I asked this man what was the secret of their success. He said “when you go into a newly acquired firm, you will meet 2 kinds of people. One group will have the attitude “who’s this guy, and why should I listen to him”, and the attitude of the other group will be “here’s our new boss, I wonder what can I do for him. It’s important to fire the first group immediately”.
In short, the attitude you take to whatever you do will be hugely important, and for that reason, it is also important in my view to do something that you enjoy. I changed jobs every two years or so until I found one that I enjoyed – it was my fifth job.
One of the most impressive speeches I ever heard was given by a man who set out to become a concert pianist because music was his first love.
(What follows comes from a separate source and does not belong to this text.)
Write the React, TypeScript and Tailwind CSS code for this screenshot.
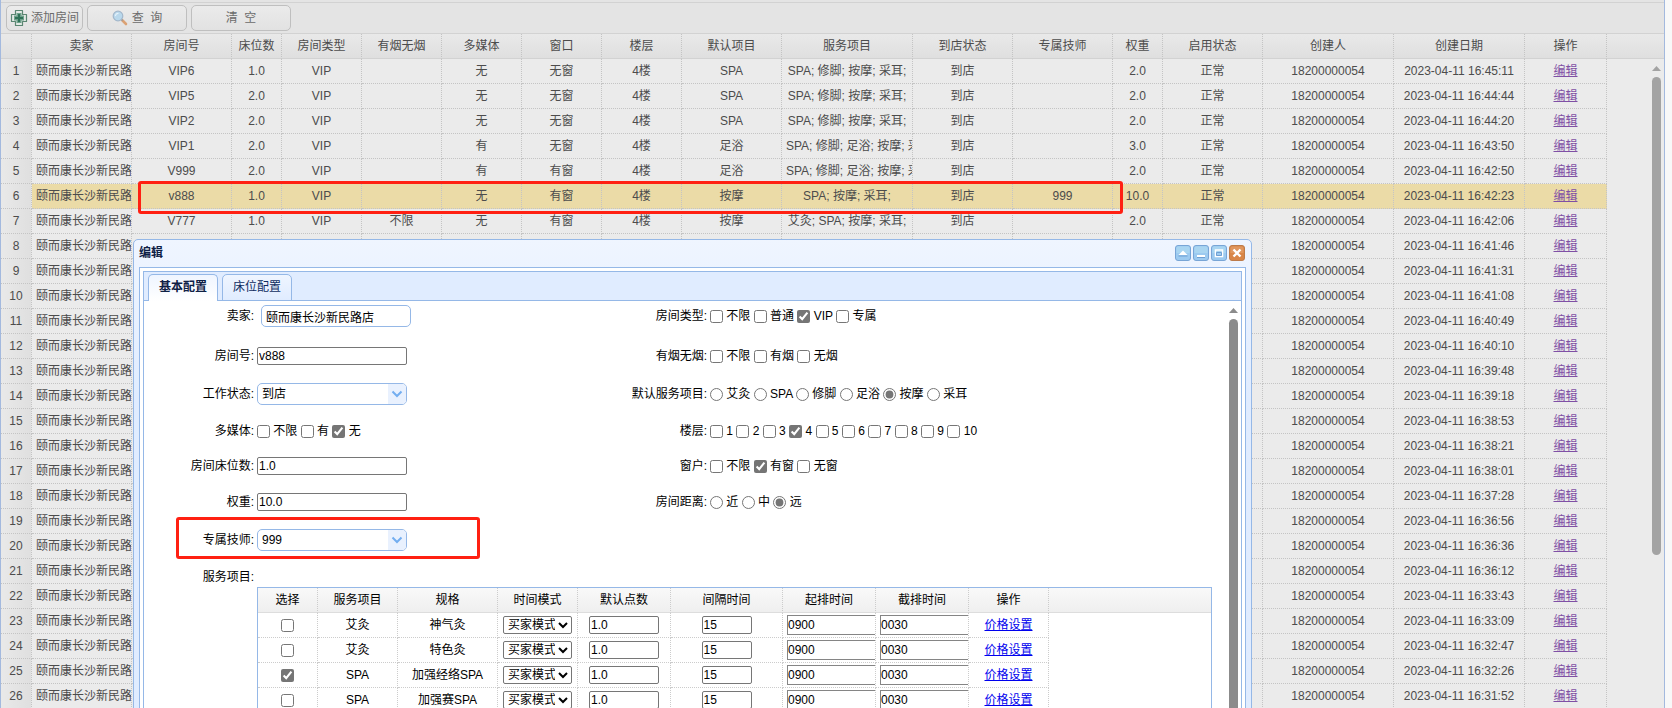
import { Fragment, ReactNode } from "react";

// [room, beds, type, smoking, media, window, floor, default item, items, status, technician, weight, enabled]
const rooms: string[][] = [
  ["VIP6", "1.0", "VIP", "", "无", "无窗", "4楼", "SPA", "SPA; 修脚; 按摩; 采耳;", "到店", "", "2.0", "正常"],
  ["VIP5", "2.0", "VIP", "", "无", "无窗", "4楼", "SPA", "SPA; 修脚; 按摩; 采耳;", "到店", "", "2.0", "正常"],
  ["VIP2", "2.0", "VIP", "", "无", "无窗", "4楼", "SPA", "SPA; 修脚; 按摩; 采耳;", "到店", "", "2.0", "正常"],
  ["VIP1", "2.0", "VIP", "", "有", "无窗", "4楼", "足浴", "SPA; 修脚; 足浴; 按摩; 采耳;", "到店", "", "3.0", "正常"],
  ["V999", "2.0", "VIP", "", "有", "有窗", "4楼", "足浴", "SPA; 修脚; 足浴; 按摩; 采耳;", "到店", "", "2.0", "正常"],
  ["v888", "1.0", "VIP", "", "无", "有窗", "4楼", "按摩", "SPA; 按摩; 采耳;", "到店", "999", "10.0", "正常"],
  ["V777", "1.0", "VIP", "不限", "无", "有窗", "4楼", "按摩", "艾灸; SPA; 按摩; 采耳;", "到店", "", "2.0", "正常"],
];

const times = [
  "16:45:11", "16:44:44", "16:44:20", "16:43:50", "16:42:50", "16:42:23", "16:42:06",
  "16:41:46", "16:41:31", "16:41:08", "16:40:49", "16:40:10", "16:39:48", "16:39:18",
  "16:38:53", "16:38:21", "16:38:01", "16:37:28", "16:36:56", "16:36:36", "16:36:12",
  "16:33:43", "16:33:09", "16:32:47", "16:32:26", "16:31:52",
];

const columns: [string, string][] = [
  ["", "w-[31px]"],
  ["卖家", "w-[100px]"],
  ["房间号", "w-[100px]"],
  ["床位数", "w-[50px]"],
  ["房间类型", "w-[80px]"],
  ["有烟无烟", "w-[80px]"],
  ["多媒体", "w-[80px]"],
  ["窗口", "w-[80px]"],
  ["楼层", "w-[80px]"],
  ["默认项目", "w-[100px]"],
  ["服务项目", "w-[131px]"],
  ["到店状态", "w-[100px]"],
  ["专属技师", "w-[100px]"],
  ["权重", "w-[50px]"],
  ["启用状态", "w-[100px]"],
  ["创建人", "w-[131px]"],
  ["创建日期", "w-[131px]"],
  ["操作", "w-[82px]"],
];

const serviceColumns: [string, string][] = [
  ["选择", "w-[60px]"],
  ["服务项目", "w-[80px]"],
  ["规格", "w-[100px]"],
  ["时间模式", "w-[80px]"],
  ["默认点数", "w-[93px]"],
  ["间隔时间", "w-[112px]"],
  ["起排时间", "w-[93px]"],
  ["截排时间", "w-[93px]"],
  ["操作", "w-[80px]"],
];

const services = [
  { item: "艾灸", spec: "神气灸", on: false },
  { item: "艾灸", spec: "特色灸", on: false },
  { item: "SPA", spec: "加强经络SPA", on: true },
  { item: "SPA", spec: "加强赛SPA", on: false },
];

const textBox = "h-[18px] rounded-[2px] border border-[#767676] bg-white px-px pb-px";

function AddIcon() {
  return (
    <svg width="18" height="18" viewBox="0 0 18 18" fill="none">
      <path d="M5.5 1.5h7v4h4v7h-4v4h-7v-4h-4v-7h4z" fill="#e3e9e5" stroke="#5b8672" strokeWidth="1.2" strokeLinejoin="round" />
      <path d="M6.500 4h5v2.500H14v5h-2.500V14h-5v-2.500H4v-5h2.500z" fill="#6da08a" />
      <path d="M8 5h2v3h3v2h-3v3H8v-3H5V8h3z" fill="#2f7257" />
    </svg>
  );
}

function SearchIcon() {
  return (
    <svg width="16" height="16" viewBox="0 0 16 16" fill="none">
      <path d="M10.500 10.500l3.500 3.500" stroke="#dba274" strokeWidth="2.600" strokeLinecap="round" />
      <path d="M9 9l1.600 1.600" stroke="#9a9a9a" strokeWidth="1.600" />
      <circle cx="6" cy="6" r="4.800" fill="#b9d8ec" stroke="#a3b7cb" strokeWidth="1.200" />
      <path d="M3.400 5.600c.3-1.400 1.300-2.200 2.600-2.300" stroke="#e6f2fa" strokeWidth="1.200" strokeLinecap="round" />
    </svg>
  );
}

function ToolButton({ className, children }: { className: string; children: ReactNode }) {
  return (
    <button
      type="button"
      className={`flex h-[26px] items-center justify-center rounded-[5px] border border-[#bfbfbf] bg-linear-to-b from-[#ebebeb] to-[#e2e2e2] text-[#6b6b6b] ${className}`}
    >
      {children}
    </button>
  );
}

function WindowTool({ name, children, close }: { name: string; children: ReactNode; close?: boolean }) {
  return (
    <button type="button" aria-label={name} className="size-4">
      <svg width="16" height="16" viewBox="0 0 16 16" fill="none">
        <rect x=".5" y=".5" width="15" height="15" rx="2.500" fill={close ? "#d98648" : "#9ccaf0"} stroke={close ? "#bd7b4a" : "#78a5d6"} />
        <path d="M1.500 8V3q0-1.500 1.500-1.500h10q1.500 0 1.500 1.500v5z" fill={close ? "#e0975f" : "#a9d5f1"} />
        {children}
      </svg>
    </button>
  );
}

function Scrollbar({ tone, thumb }: { tone: string; thumb: string }) {
  return (
    <div className={`flex w-[17px] flex-col items-center gap-[6px] pt-[6px] ${tone}`}>
      <svg width="9" height="5" viewBox="0 0 9 5" className="shrink-0">
        <path d="M4.500 0L9 5H0z" fill="currentColor" />
      </svg>
      <div className={`w-[9px] shrink-0 rounded-full bg-current ${thumb}`} />
    </div>
  );
}

function Options({ type, name, items, checked }: { type: "checkbox" | "radio"; name: string; items: string[]; checked?: string }) {
  return (
    <div role="group" aria-label={name} className="whitespace-nowrap">
      {items.map((item) => (
        <Fragment key={item}>
          <label>
            <input
              type={type}
              name={name}
              defaultChecked={item === checked}
              className="size-[13px] align-middle accent-[#757575]"
            />{" "}
            {item}
          </label>{" "}
        </Fragment>
      ))}
    </div>
  );
}

function Combo({ id, value }: { id: string; value: string }) {
  return (
    <div className="flex h-[22px] w-[150px] overflow-hidden rounded-[5px] border border-[#95b8e7] bg-white">
      <select id={id} defaultValue={value} className="min-w-0 flex-1 appearance-none px-1">
        <option>{value}</option>
      </select>
      <span className="flex w-[18px] items-center justify-center bg-[#e9f1fe]">
        <svg width="12" height="8" viewBox="0 0 12 8" fill="none">
          <path d="M1.500 1.500L6 6l4.500-4.500" stroke="#73aef0" strokeWidth="2" />
        </svg>
      </span>
    </div>
  );
}

function Label({ htmlFor, children }: { htmlFor?: string; children: ReactNode }) {
  return htmlFor ? (
    <label htmlFor={htmlFor} className="pr-[3px] text-right">{children}</label>
  ) : (
    <span className="pr-[3px] text-right">{children}</span>
  );
}

function RoomGrid() {
  const cell = "overflow-hidden border-r border-b border-dotted border-[#c4c4c4] p-0 text-center whitespace-nowrap";
  return (
    <table className="w-full table-fixed border-separate border-spacing-0">
      <thead>
        <tr className="h-[25px]">
          {columns.map(([title, width]) => (
            <th key={title} className={`${width} border-r border-b border-[#d2d2d2] border-r-[#c4c4c4] [border-right-style:dotted] bg-linear-to-b from-[#e9e9e9] to-[#dfdfdf] p-0 font-normal`}>
              {title}
            </th>
          ))}
          <th className="border-b border-[#d2d2d2] bg-linear-to-b from-[#e9e9e9] to-[#dfdfdf] p-0" />
        </tr>
      </thead>
      <tbody>
        {times.map((time, i) => {
          const active = i === 5;
          const room = rooms[i] ?? Array<string>(13).fill("");
          return (
            <tr key={time} className={active ? "h-[25px] bg-[#ebdba7]" : "h-[25px]"}>
              <td className={`${cell} bg-linear-to-r from-[#e9e9e9] to-[#dfdfdf]`}>{i + 1}</td>
              <td className={cell}>
                <div className="overflow-hidden pl-1 text-left">颐而康长沙新民路店</div>
              </td>
              {room.map((text, j) => (
                <td key={j} className={cell}>
                  <div className={j === 8 ? "overflow-hidden px-1" : ""}>{text}</div>
                </td>
              ))}
              <td className={cell}>18200000054</td>
              <td className={cell}>2023-04-11 {time}</td>
              <td className={cell}>
                <a href="#edit" className="text-[#7f50a5] underline">编辑</a>
              </td>
              <td className="bg-[#ebebeb] p-0" />
            </tr>
          );
        })}
      </tbody>
    </table>
  );
}

function ServiceGrid() {
  const cell = "overflow-hidden border-r border-b border-dotted border-[#ccc] p-0 text-center whitespace-nowrap";
  return (
    <div className="mr-[29px] ml-[113px] border border-[#95b8e7]">
      <table className="w-full table-fixed border-separate border-spacing-0">
        <thead>
          <tr className="h-[25px]">
            {serviceColumns.map(([title, width]) => (
              <th key={title} className={`${width} border-r border-b border-[#ddd] border-r-[#ccc] [border-right-style:dotted] bg-linear-to-b from-[#f9f9f9] to-[#efefef] p-0 font-normal`}>
                {title}
              </th>
            ))}
            <th className="border-b border-[#ddd] bg-linear-to-b from-[#f9f9f9] to-[#efefef] p-0" />
          </tr>
        </thead>
        <tbody>
          {services.map((s) => (
            <tr key={s.spec} className="h-[25px]">
              <td className={cell}>
                <input type="checkbox" aria-label={s.spec} defaultChecked={s.on} className="size-[13px] align-middle accent-[#757575]" />
              </td>
              <td className={cell}>{s.item}</td>
              <td className={cell}>{s.spec}</td>
              <td className={cell}>
                <select aria-label="时间模式" className="mx-auto block h-[18px] w-[69px] rounded-[2px] border border-[#767676] bg-white">
                  <option>买家模式</option>
                </select>
              </td>
              <td className={cell}>
                <input aria-label="默认点数" defaultValue="1.0" className={`${textBox} mx-auto block w-[70px]`} />
              </td>
              <td className={cell}>
                <input aria-label="间隔时间" defaultValue="15" className={`${textBox} mx-auto block w-[50px]`} />
              </td>
              <td className={cell}>
                <input aria-label="起排时间" defaultValue="0900" className="ml-1 block h-5 w-[100px] border border-[#858585] bg-white" />
              </td>
              <td className={cell}>
                <input aria-label="截排时间" defaultValue="0030" className="ml-1 block h-5 w-[100px] border border-[#858585] bg-white" />
              </td>
              <td className={cell}>
                <a href="#price" className="text-[#0000ee] underline">价格设置</a>
              </td>
              <td className="p-0" />
            </tr>
          ))}
        </tbody>
      </table>
    </div>
  );
}

function EditForm() {
  const row = "grid grid-cols-[113px_340px_113px_1fr] items-center";
  return (
    <form className="min-w-0 flex-1">
      <div className={`${row} h-9 pb-[6px]`}>
        <Label htmlFor="seller">卖家:</Label>
        <input id="seller" defaultValue="颐而康长沙新民路店" className="ml-1 h-[22px] w-[150px] rounded-[5px] border border-[#95b8e7] px-1" />
        <Label>房间类型:</Label>
        <Options type="checkbox" name="房间类型" items={["不限", "普通", "VIP", "专属"]} checked="VIP" />
      </div>
      <div className={`${row} h-[38px]`}>
        <Label htmlFor="room">房间号:</Label>
        <input id="room" defaultValue="v888" className={`${textBox} w-[150px]`} />
        <Label>有烟无烟:</Label>
        <Options type="checkbox" name="有烟无烟" items={["不限", "有烟", "无烟"]} />
      </div>
      <div className={`${row} h-[38px]`}>
        <Label htmlFor="status">工作状态:</Label>
        <Combo id="status" value="到店" />
        <Label>默认服务项目:</Label>
        <Options type="radio" name="默认服务项目" items={["艾灸", "SPA", "修脚", "足浴", "按摩", "采耳"]} checked="按摩" />
      </div>
      <div className={`${row} h-9`}>
        <Label>多媒体:</Label>
        <Options type="checkbox" name="多媒体" items={["不限", "有", "无"]} checked="无" />
        <Label>楼层:</Label>
        <Options type="checkbox" name="楼层" items={["1", "2", "3", "4", "5", "6", "7", "8", "9", "10"]} checked="4" />
      </div>
      <div className={`${row} h-[34px]`}>
        <Label htmlFor="beds">房间床位数:</Label>
        <input id="beds" defaultValue="1.0" className={`${textBox} w-[150px]`} />
        <Label>窗户:</Label>
        <Options type="checkbox" name="窗户" items={["不限", "有窗", "无窗"]} checked="有窗" />
      </div>
      <div className={`${row} h-[38px]`}>
        <Label htmlFor="weight">权重:</Label>
        <input id="weight" defaultValue="10.0" className={`${textBox} w-[150px]`} />
        <Label>房间距离:</Label>
        <Options type="radio" name="房间距离" items={["近", "中", "远"]} checked="远" />
      </div>
      <div className={`${row} relative h-[38px]`}>
        <Label htmlFor="technician">专属技师:</Label>
        <Combo id="technician" value="999" />
        {/* highlight frame around the technician field */}
        <div className="pointer-events-none absolute -top-1 left-8 h-[42px] w-[304px] rounded-[3px] border-3 border-[#ff2012]" />
      </div>
      <div className={`${row} h-7 pt-2`}>
        <Label>服务项目:</Label>
      </div>
      <ServiceGrid />
    </form>
  );
}

function EditDialog() {
  return (
    <section
      role="dialog"
      aria-label="编辑"
      className="absolute top-[239px] left-[133px] w-[1119px] rounded-t-[5px] border border-[#95b8e7] bg-[#e0ecff] bg-linear-to-b from-[#eff5ff] to-[#e0ecff] to-[160px] px-[5px] text-black"
    >
      <header className="flex h-[27px] items-center justify-between pr-px pb-[2px]">
        <h2 className="font-bold text-[#0e2045]">编辑</h2>
        <div className="flex gap-[2px]">
          <WindowTool name="折叠">
            <path d="M8 5.500l4.500 4.500h-9z" fill="#fff" />
            <path d="M3.500 11h9" stroke="#6f9fd3" />
          </WindowTool>
          <WindowTool name="最小化">
            <path d="M4 11h8" stroke="#fff" strokeWidth="2" />
            <path d="M4 12.500h8" stroke="#6f9fd3" />
          </WindowTool>
          <WindowTool name="最大化">
            <path d="M4.500 5h7v6.500h-7z" stroke="#fff" strokeWidth="1.500" />
            <path d="M5.500 7.500h5v3h-5z" stroke="#6f9fd3" />
          </WindowTool>
          <WindowTool name="关闭" close>
            <path d="M4.500 4.500l7 7M11.500 4.500l-7 7" stroke="#fff" strokeWidth="2.400" />
          </WindowTool>
        </div>
      </header>
      <div className="border border-[#95b8e7] bg-white p-[3px]">
        <div className="border border-[#95b8e7]">
          <div className="flex h-[29px] items-end gap-1 border-b border-[#95b8e7] bg-[#e0ecff] pl-1">
            <button type="button" className="-mb-px h-[27px] w-[70px] rounded-t-[5px] border border-b-0 border-[#95b8e7] bg-linear-to-b from-[#eff5ff] to-white pb-[2px] font-bold text-[#0e2045]">
              基本配置
            </button>
            <button type="button" className="-mb-px h-[27px] w-[70px] rounded-t-[5px] border border-[#95b8e7] bg-linear-to-b from-[#eff5ff] to-[#e0ecff] pb-px text-[#0e2d5f]">
              床位配置
            </button>
          </div>
          <div className="flex">
            <EditForm />
            <div className="absolute top-[62px] right-[9px] bottom-0 flex overflow-hidden">
              <Scrollbar tone="text-[#8b8b8b]" thumb="h-[600px]" />
            </div>
          </div>
        </div>
      </div>
    </section>
  );
}

export default function App() {
  return (
    <main className="relative h-screen overflow-hidden bg-[#f8f8f8] pr-[7px] font-['Liberation_Sans','Noto_Sans_CJK_SC',sans-serif] text-[12px] leading-4 text-[#4c4c4c]">
      <div className="h-full overflow-hidden border-x border-[#a3b9de] bg-[#ebebeb]">
        <div className="h-[3px] border-b border-[#d2d2d2] bg-[#e4e4e4]" />
        <div className="flex h-[31px] items-center gap-1 border-b border-[#d2d2d2] bg-[#e4e4e4] pl-[5px]">
          <ToolButton className="w-[77px] gap-[3px]">
            <AddIcon />
            添加房间
          </ToolButton>
          <ToolButton className="w-[100px] gap-1">
            <SearchIcon />
            <span>查&nbsp; 询</span>
          </ToolButton>
          <ToolButton className="w-[100px]">清&nbsp; 空</ToolButton>
        </div>
        <RoomGrid />
      </div>
      <div className="absolute top-[60px] right-[7px]">
        <Scrollbar tone="text-[#a3a3a3]" thumb="h-[478px]" />
      </div>
      {/* highlight frame around the row being edited */}
      <div className="pointer-events-none absolute top-[181px] left-[138px] h-[33px] w-[985px] rounded-[3px] border-3 border-[#ff2012]" />
      <EditDialog />
    </main>
  );
}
He noticed that many other students were better pianists than he, so he gave up the music and went into business. By the time he was 50 years old he had made a lot of money, and he still loved music, so he decided to go back to being a concert pianist. At the time I heard him speak, he was in his ‘70’s, and was recording chart topping classical CD’s. His message was, don’t ask the teachers what your child is best at: ask what they like best, because if they take that up they will do really well.
Finally, don’t be overwhelmed by all the economic gloom in Ireland at the moment. We achieved a superb period of export led growth in the 1990’s which brought us a diverse, modern, sophisticated enterprise base, and we have one of the best demographic profiles in Europe.
What is ebbing away today is the unsustainable growth of more recent years which was driven by unrealistically low interest rates and unrealistically high asset prices, particularly property prices. We still retain our modern enterprise base. It continues to evolve with more R&D and more traded high value services and it has the capacity to drive future growth if we keep our heads and pull together through this downturn.
There will be lots of opportunity for people like you to take this country forward to heights it has never scaled before. I know you can do it and I wish you the best of success in every aspect of your lives.